There’s something quite refreshing about Code. Code is cool. Not in a tedious, gen-next, I’m-too-sexy-for-my-customers kind of way, but in the best possible way.
There’s something quite refreshing about Code. Code is cool. Not in a tedious, gen-next, I’m-too-sexy-for-my-customers kind of way, but in the best possible way.
Code is elegant, modern and welcoming. Judging by the Friday night drinks crowd, it’s fair to say that the city’s internet dweebs and advertising agency mavens haven’t yet discovered Code, which means it’s blessedly free of mobile phones that play tunes, Armani suits, male jewellery and cargo pants. In fact, good grooming and tailoring seem to have found a home at Code. In a town where well dressed men are a curiosity, Code is a safety house for the sartorially well-adjusted.
Full marks to the architect, who has managed to deliver an interior scheme that is modern yet sublimely restrained; surely the number one virtue of the genuinely cool.

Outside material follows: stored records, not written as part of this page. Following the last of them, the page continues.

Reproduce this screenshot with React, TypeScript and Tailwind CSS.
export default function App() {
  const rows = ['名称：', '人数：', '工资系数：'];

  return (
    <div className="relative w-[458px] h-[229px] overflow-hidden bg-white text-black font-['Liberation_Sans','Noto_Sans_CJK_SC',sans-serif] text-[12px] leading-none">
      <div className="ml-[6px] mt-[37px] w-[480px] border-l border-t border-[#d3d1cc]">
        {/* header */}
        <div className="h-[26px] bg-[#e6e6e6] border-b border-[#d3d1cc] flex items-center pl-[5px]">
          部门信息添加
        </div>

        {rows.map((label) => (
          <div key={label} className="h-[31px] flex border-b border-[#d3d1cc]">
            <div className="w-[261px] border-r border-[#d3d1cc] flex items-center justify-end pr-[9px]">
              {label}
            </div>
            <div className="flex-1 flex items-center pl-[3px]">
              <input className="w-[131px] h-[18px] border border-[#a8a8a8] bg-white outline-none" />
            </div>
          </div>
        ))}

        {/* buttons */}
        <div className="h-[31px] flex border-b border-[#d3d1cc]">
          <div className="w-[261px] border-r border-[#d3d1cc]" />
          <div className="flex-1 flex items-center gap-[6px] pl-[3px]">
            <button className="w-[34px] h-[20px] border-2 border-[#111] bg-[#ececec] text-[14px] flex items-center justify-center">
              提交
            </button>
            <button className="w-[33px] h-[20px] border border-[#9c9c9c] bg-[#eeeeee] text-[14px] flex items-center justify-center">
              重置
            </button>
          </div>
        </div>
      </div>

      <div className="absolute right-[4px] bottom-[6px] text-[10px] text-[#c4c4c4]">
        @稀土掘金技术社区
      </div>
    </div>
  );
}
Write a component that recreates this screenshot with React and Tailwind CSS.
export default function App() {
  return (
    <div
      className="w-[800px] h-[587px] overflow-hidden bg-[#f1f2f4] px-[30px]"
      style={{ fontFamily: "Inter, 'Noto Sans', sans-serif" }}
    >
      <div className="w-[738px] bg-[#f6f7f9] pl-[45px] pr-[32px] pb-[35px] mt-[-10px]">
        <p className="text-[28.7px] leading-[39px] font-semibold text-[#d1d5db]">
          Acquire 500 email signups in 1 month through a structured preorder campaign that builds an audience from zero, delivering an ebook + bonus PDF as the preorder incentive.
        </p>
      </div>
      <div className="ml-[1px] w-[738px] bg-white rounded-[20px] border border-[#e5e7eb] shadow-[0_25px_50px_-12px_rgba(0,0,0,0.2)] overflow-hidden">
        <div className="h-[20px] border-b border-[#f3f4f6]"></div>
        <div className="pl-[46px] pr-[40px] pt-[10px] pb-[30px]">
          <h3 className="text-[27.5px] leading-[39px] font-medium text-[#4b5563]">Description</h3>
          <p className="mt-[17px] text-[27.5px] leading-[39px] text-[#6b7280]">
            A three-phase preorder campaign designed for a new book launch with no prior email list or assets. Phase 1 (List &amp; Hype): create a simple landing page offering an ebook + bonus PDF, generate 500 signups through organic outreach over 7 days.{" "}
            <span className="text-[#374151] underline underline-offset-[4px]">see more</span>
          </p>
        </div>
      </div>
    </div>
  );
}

Lunch on a Friday attracts a mixed bag of customers. Tourist blow-ins, guests of the new Chifley Hotel, city business types, shoppers and groups of professional secretaries.
Code is a welcome entrant to the still small band of good CBD restaurants. Once it settles into its skin and builds up a following, there is no reason it should not be a worthwhile alternative to the city’s other successful spots: e cucina, King Street Café, The Globe and Balthazar.
Code is on the ground floor of Perth’s grooviest new boutique hotel, The Chifley.
In fact, it’s Perth’s only small, stylish hotel targeting business travellers and the high-end tourist market.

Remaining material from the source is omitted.